Despite elevating vacancy, rental rates continue to rise. Yet, the pace of increases has slowed to the lowest year-over-year level in the past 10 quarters. Rates rose during second quarter 9.9 percent to $1.12 NNN. Overall industrial rental rates increased 68.6 percent over the past three years and have increased 42.3 percent during the past two years. The Southwest submarket cluster led the market in rate increases for the sixth consecutive quarter, rising year-over-year 16.6 percent to $0.98 NNN. High vacancy in the Southeast market has infused more competition and resulted in slowing rental rate increases to a year-over-year 6.1 percent.

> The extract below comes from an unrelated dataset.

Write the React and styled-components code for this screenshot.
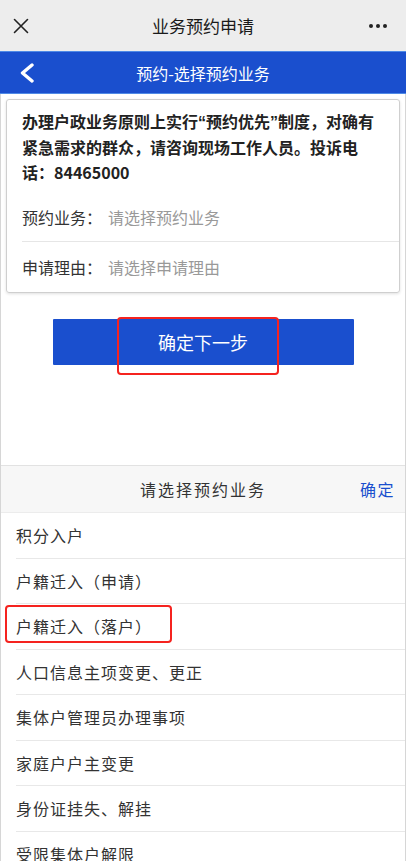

Sales volume of industrial properties improved during second quarter, following first quarter’s low sales performance. Second quarter sales volume was up 78.9 percent from the first quarter to $843 million. This was the highest level of sales in six quarters, outperforming second quarter 2023 by 44.5 percent. Year-to-date sales volume reached $1.3 billion, marking a 22.5 percent increase over the first half of 2023. The average price per square foot paid last quarter was $190.46, an increase of 3.8 percent year-over-year. The West Valley posted nearly two-thirds of total sales volume in second quarter with $313 million in the Southwest and $245 million in the Northwest Valley. The largest transaction last quarter was a two-building sale near Goodyear Airport totaling 725,303 square feet. The properties were 100 percent leased to NPSG Global and Meyer Burger and sold for $108 million. CIM Group sold the properties to Stonelake Capital Partners. The second largest sale was a five-building , multi-tenant portfolio totaling 539,560 square feet. Blackstone purchased the properties from KKR.
Following a historic high level of industrial construction, demand for new construction has slowed and we now have the smallest amount of construction in the past 10 quarters. If all inventory being constructed is delivered at its current leased level, direct vacancy will only increase to 13 percent. This is still a relatively healthy level for such a dynamically growing market. Greater Phoenix has built projects that are appealing to the many businesses targeting our city for expansion and relocation. These projects set us apart from competing markets that struggle with development restrictions, and a lack of quality inventory, to satisfy the needs of industrial users.